**Goal**
Below is a listing; write it out exactly and drop any images from it.

**Raw data**
=-=-=
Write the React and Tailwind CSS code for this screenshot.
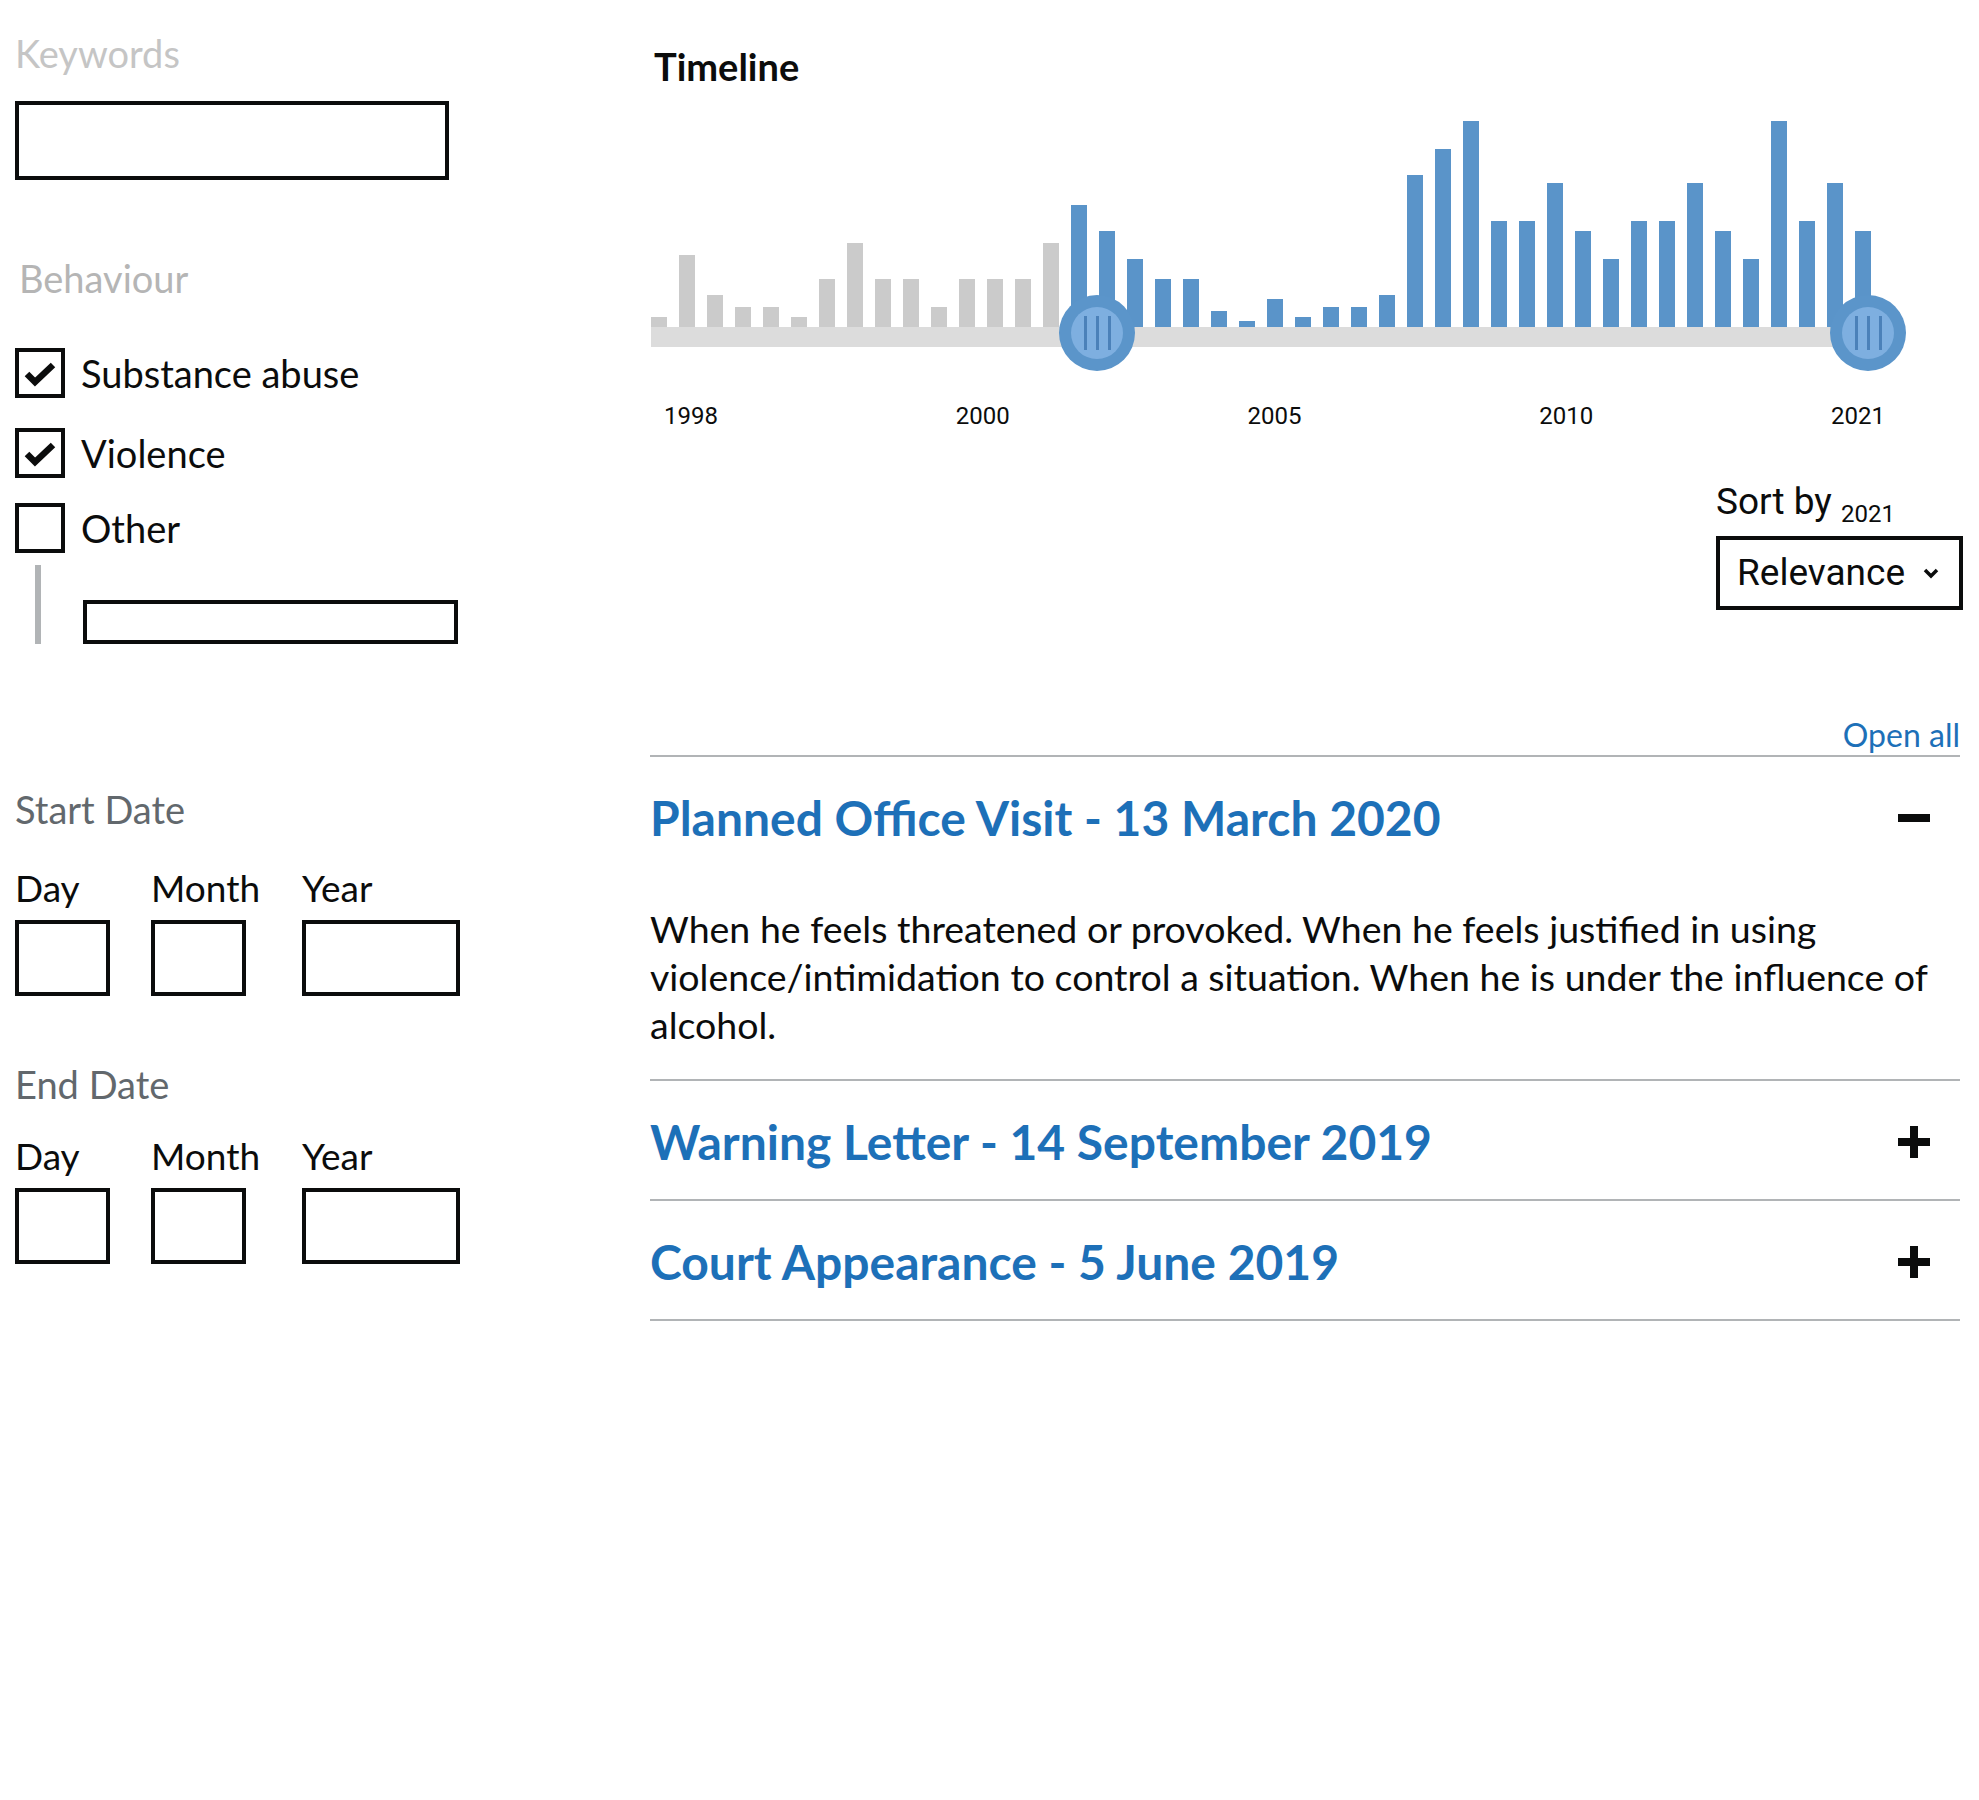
import React from "react";

const grayBars = [10, 72, 32, 20, 20, 10, 48, 84, 48, 48, 20, 48, 48, 48, 84];
const blueBars = [
  122, 96, 68, 48, 48, 16, 6, 28, 10, 20, 20, 32, 152, 178, 206, 106, 106, 144,
  96, 68, 106, 106, 144, 96, 68, 206, 106, 144, 96,
];
const years = ["1998", "2000", "2005", "2010", "2021"];

function Checkbox({ checked, label, className = "" }) {
  return (
    <label className={`flex items-center ${className}`}>
      <span className="flex h-[50px] w-[50px] items-center justify-center border-4 border-[#0b0c0c]">
        {checked && (
          <svg width="42" height="42" viewBox="0 0 42 42">
            <path d="M8 22 L16 30 L34 13" fill="none" stroke="#0b0c0c" strokeWidth="6.5" />
          </svg>
        )}
      </span>
      <span className="ml-[16px] text-[38px] leading-[44px]">{label}</span>
    </label>
  );
}

function DateGroup({ title, gap, className = "" }) {
  return (
    <div className={className}>
      <div className="text-[38px] leading-[44px] text-[#62686d]">{title}</div>
      <div className={`flex ${gap}`}>
        {/* Day */}
        <div className="w-[136px]">
          <div className="text-[37px] leading-[44px]">Day</div>
          <div className="mt-[10px] h-[76px] w-[95px] border-4 border-[#0b0c0c]" />
        </div>
        {/* Month */}
        <div className="w-[151px]">
          <div className="text-[37px] leading-[44px]">Month</div>
          <div className="mt-[10px] h-[76px] w-[95px] border-4 border-[#0b0c0c]" />
        </div>
        {/* Year */}
        <div className="w-[158px]">
          <div className="text-[37px] leading-[44px]">Year</div>
          <div className="mt-[10px] h-[76px] w-[158px] border-4 border-[#0b0c0c]" />
        </div>
      </div>
    </div>
  );
}

function Thumb({ className = "" }) {
  return (
    <div
      className={`absolute top-[174px] flex h-[76px] w-[76px] items-center justify-center rounded-full bg-[#5b95ca] ${className}`}
    >
      <div className="flex h-[52px] w-[52px] items-center justify-center gap-[9px] rounded-full bg-[#7eafe0]">
        <span className="h-[34px] w-[3px] bg-[#4b81b9]" />
        <span className="h-[34px] w-[3px] bg-[#4b81b9]" />
        <span className="h-[34px] w-[3px] bg-[#4b81b9]" />
      </div>
    </div>
  );
}

function PlusIcon() {
  return (
    <svg width="32" height="32" viewBox="0 0 32 32">
      <rect x="12" y="0" width="8" height="32" fill="#0b0c0c" />
      <rect x="0" y="12" width="32" height="8" fill="#0b0c0c" />
    </svg>
  );
}

function MinusIcon() {
  return (
    <svg width="32" height="32" viewBox="0 0 32 32">
      <rect x="0" y="12" width="32" height="8" fill="#0b0c0c" />
    </svg>
  );
}

function Section({ title, open, children }) {
  return (
    <div className="border-b-2 border-[#b1b4b6] pb-[29px] pt-[33px]">
      <div className="flex items-center justify-between pr-[30px]">
        <h3 className="text-[48px] font-bold leading-[56px] text-[#1d70b8]">{title}</h3>
        {open ? <MinusIcon /> : <PlusIcon />}
      </div>
      {open && children}
    </div>
  );
}

export default function App() {
  return (
    <div className="flex min-h-[1800px] w-[1979px] bg-white font-[Lato,sans-serif] text-[#0b0c0c]">
      {/* Filters */}
      <div className="flex w-[650px] flex-col pl-[15px]">
        <div className="mt-[31px] text-[38px] leading-[44px] text-[#c5c5c5]">Keywords</div>
        <div className="mt-[26px] h-[79px] w-[434px] border-4 border-[#0b0c0c]" />

        <div className="ml-[4px] mt-[76px] text-[38px] leading-[44px] text-[#b5b5b5]">Behaviour</div>
        <Checkbox checked label="Substance abuse" className="mt-[48px]" />
        <Checkbox checked label="Violence" className="mt-[30px]" />
        <Checkbox label="Other" className="mt-[25px]" />
        <div className="mt-[12px] flex items-end">
          <div className="ml-[20px] h-[79px] w-[6px] bg-[#b1b4b6]" />
          <div className="ml-[42px] h-[44px] w-[375px] border-4 border-[#0b0c0c]" />
        </div>

        <DateGroup title="Start Date" gap="mt-[35px]" className="mt-[143px]" />
        <DateGroup title="End Date" gap="mt-[28px]" className="mt-[66px]" />
      </div>

      {/* Results */}
      <div className="flex w-[1310px] flex-col">
        <h2 className="ml-[4px] mt-[44px] text-[38px] font-bold leading-[44px]">Timeline</h2>

        {/* Chart */}
        <div className="relative ml-px mt-[33px] w-[1220px]">
          <div className="flex h-[206px] items-end gap-[12px]">
            {grayBars.map((h, i) => (
              <div key={"g" + i} className="w-[16px] bg-[#cbcbcb]" style={{ height: h }} />
            ))}
            {blueBars.map((h, i) => (
              <div key={"b" + i} className="w-[16px] bg-[#5a94c9]" style={{ height: h }} />
            ))}
          </div>
          <div className="h-[20px] w-[1217px] bg-[#dcdcdc]" />
          <Thumb className="left-[408px]" />
          <Thumb className="left-[1179px]" />
        </div>

        <div className="ml-px mt-[54px] flex w-[1234px] justify-between pl-[13px] font-[Roboto,sans-serif] text-[24px] leading-[30px]">
          {years.map((y) => (
            <span key={y}>{y}</span>
          ))}
        </div>

        {/* Sort */}
        <div className="-mr-[3px] mt-[49px] w-[247px] self-end font-[Roboto,sans-serif]">
          <div className="h-[44px] whitespace-nowrap text-[37px] leading-[44px]">
            Sort by <span className="align-sub text-[24px] leading-none">2021</span>
          </div>
          <div className="mt-[12px] flex h-[74px] items-center justify-between border-4 border-[#0b0c0c] pl-[17px] pr-[20px]">
            <span className="text-[37px]">Relevance</span>
            <svg width="16" height="11" viewBox="0 0 16 11">
              <path d="M2 2 L8 8 L14 2" fill="none" stroke="#0b0c0c" strokeWidth="3.5" />
            </svg>
          </div>
        </div>

        <div className="mt-[105px] text-right text-[32px] leading-[40px] text-[#1d70b8]">Open all</div>

        {/* Accordion */}
        <div className="border-t-2 border-[#b1b4b6]">
          <Section title="Planned Office Visit - 13 March 2020" open>
            <p className="mt-[59px] pb-px text-[37.5px] leading-[48px]">
              When he feels threatened or provoked. When he feels justified in using
              violence/intimidation to control a situation. When he is under the influence of
              alcohol.
            </p>
          </Section>
          <Section title="Warning Letter - 14 September 2019" />
          <Section title="Court Appearance - 5 June 2019" />
        </div>
      </div>
    </div>
  );
}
=-=-=
**Output of the exercise**
Write the React and Tailwind CSS code for this screenshot.
import React from "react";

const grayBars = [10, 72, 32, 20, 20, 10, 48, 84, 48, 48, 20, 48, 48, 48, 84];
const blueBars = [
  122, 96, 68, 48, 48, 16, 6, 28, 10, 20, 20, 32, 152, 178, 206, 106, 106, 144,
  96, 68, 106, 106, 144, 96, 68, 206, 106, 144, 96,
];
const years = ["1998", "2000", "2005", "2010", "2021"];

function Checkbox({ checked, label, className = "" }) {
  return (
    <label className={`flex items-center ${className}`}>
      <span className="flex h-[50px] w-[50px] items-center justify-center border-4 border-[#0b0c0c]">
        {checked && (
          <svg width="42" height="42" viewBox="0 0 42 42">
            <path d="M8 22 L16 30 L34 13" fill="none" stroke="#0b0c0c" strokeWidth="6.5" />
          </svg>
        )}
      </span>
      <span className="ml-[16px] text-[38px] leading-[44px]">{label}</span>
    </label>
  );
}

function DateGroup({ title, gap, className = "" }) {
  return (
    <div className={className}>
      <div className="text-[38px] leading-[44px] text-[#62686d]">{title}</div>
      <div className={`flex ${gap}`}>
        {/* Day */}
        <div className="w-[136px]">
          <div className="text-[37px] leading-[44px]">Day</div>
          <div className="mt-[10px] h-[76px] w-[95px] border-4 border-[#0b0c0c]" />
        </div>
        {/* Month */}
        <div className="w-[151px]">
          <div className="text-[37px] leading-[44px]">Month</div>
          <div className="mt-[10px] h-[76px] w-[95px] border-4 border-[#0b0c0c]" />
        </div>
        {/* Year */}
        <div className="w-[158px]">
          <div className="text-[37px] leading-[44px]">Year</div>
          <div className="mt-[10px] h-[76px] w-[158px] border-4 border-[#0b0c0c]" />
        </div>
      </div>
    </div>
  );
}

function Thumb({ className = "" }) {
  return (
    <div
      className={`absolute top-[174px] flex h-[76px] w-[76px] items-center justify-center rounded-full bg-[#5b95ca] ${className}`}
    >
      <div className="flex h-[52px] w-[52px] items-center justify-center gap-[9px] rounded-full bg-[#7eafe0]">
        <span className="h-[34px] w-[3px] bg-[#4b81b9]" />
        <span className="h-[34px] w-[3px] bg-[#4b81b9]" />
        <span className="h-[34px] w-[3px] bg-[#4b81b9]" />
      </div>
    </div>
  );
}

function PlusIcon() {
  return (
    <svg width="32" height="32" viewBox="0 0 32 32">
      <rect x="12" y="0" width="8" height="32" fill="#0b0c0c" />
      <rect x="0" y="12" width="32" height="8" fill="#0b0c0c" />
    </svg>
  );
}

function MinusIcon() {
  return (
    <svg width="32" height="32" viewBox="0 0 32 32">
      <rect x="0" y="12" width="32" height="8" fill="#0b0c0c" />
    </svg>
  );
}

function Section({ title, open, children }) {
  return (
    <div className="border-b-2 border-[#b1b4b6] pb-[29px] pt-[33px]">
      <div className="flex items-center justify-between pr-[30px]">
        <h3 className="text-[48px] font-bold leading-[56px] text-[#1d70b8]">{title}</h3>
        {open ? <MinusIcon /> : <PlusIcon />}
      </div>
      {open && children}
    </div>
  );
}

export default function App() {
  return (
    <div className="flex min-h-[1800px] w-[1979px] bg-white font-[Lato,sans-serif] text-[#0b0c0c]">
      {/* Filters */}
      <div className="flex w-[650px] flex-col pl-[15px]">
        <div className="mt-[31px] text-[38px] leading-[44px] text-[#c5c5c5]">Keywords</div>
        <div className="mt-[26px] h-[79px] w-[434px] border-4 border-[#0b0c0c]" />

        <div className="ml-[4px] mt-[76px] text-[38px] leading-[44px] text-[#b5b5b5]">Behaviour</div>
        <Checkbox checked label="Substance abuse" className="mt-[48px]" />
        <Checkbox checked label="Violence" className="mt-[30px]" />
        <Checkbox label="Other" className="mt-[25px]" />
        <div className="mt-[12px] flex items-end">
          <div className="ml-[20px] h-[79px] w-[6px] bg-[#b1b4b6]" />
          <div className="ml-[42px] h-[44px] w-[375px] border-4 border-[#0b0c0c]" />
        </div>

        <DateGroup title="Start Date" gap="mt-[35px]" className="mt-[143px]" />
        <DateGroup title="End Date" gap="mt-[28px]" className="mt-[66px]" />
      </div>

      {/* Results */}
      <div className="flex w-[1310px] flex-col">
        <h2 className="ml-[4px] mt-[44px] text-[38px] font-bold leading-[44px]">Timeline</h2>

        {/* Chart */}
        <div className="relative ml-px mt-[33px] w-[1220px]">
          <div className="flex h-[206px] items-end gap-[12px]">
            {grayBars.map((h, i) => (
              <div key={"g" + i} className="w-[16px] bg-[#cbcbcb]" style={{ height: h }} />
            ))}
            {blueBars.map((h, i) => (
              <div key={"b" + i} className="w-[16px] bg-[#5a94c9]" style={{ height: h }} />
            ))}
          </div>
          <div className="h-[20px] w-[1217px] bg-[#dcdcdc]" />
          <Thumb className="left-[408px]" />
          <Thumb className="left-[1179px]" />
        </div>

        <div className="ml-px mt-[54px] flex w-[1234px] justify-between pl-[13px] font-[Roboto,sans-serif] text-[24px] leading-[30px]">
          {years.map((y) => (
            <span key={y}>{y}</span>
          ))}
        </div>

        {/* Sort */}
        <div className="-mr-[3px] mt-[49px] w-[247px] self-end font-[Roboto,sans-serif]">
          <div className="h-[44px] whitespace-nowrap text-[37px] leading-[44px]">
            Sort by <span className="align-sub text-[24px] leading-none">2021</span>
          </div>
          <div className="mt-[12px] flex h-[74px] items-center justify-between border-4 border-[#0b0c0c] pl-[17px] pr-[20px]">
            <span className="text-[37px]">Relevance</span>
            <svg width="16" height="11" viewBox="0 0 16 11">
              <path d="M2 2 L8 8 L14 2" fill="none" stroke="#0b0c0c" strokeWidth="3.5" />
            </svg>
          </div>
        </div>

        <div className="mt-[105px] text-right text-[32px] leading-[40px] text-[#1d70b8]">Open all</div>

        {/* Accordion */}
        <div className="border-t-2 border-[#b1b4b6]">
          <Section title="Planned Office Visit - 13 March 2020" open>
            <p className="mt-[59px] pb-px text-[37.5px] leading-[48px]">
              When he feels threatened or provoked. When he feels justified in using
              violence/intimidation to control a situation. When he is under the influence of
              alcohol.
            </p>
          </Section>
          <Section title="Warning Letter - 14 September 2019" />
          <Section title="Court Appearance - 5 June 2019" />
        </div>
      </div>
    </div>
  );
}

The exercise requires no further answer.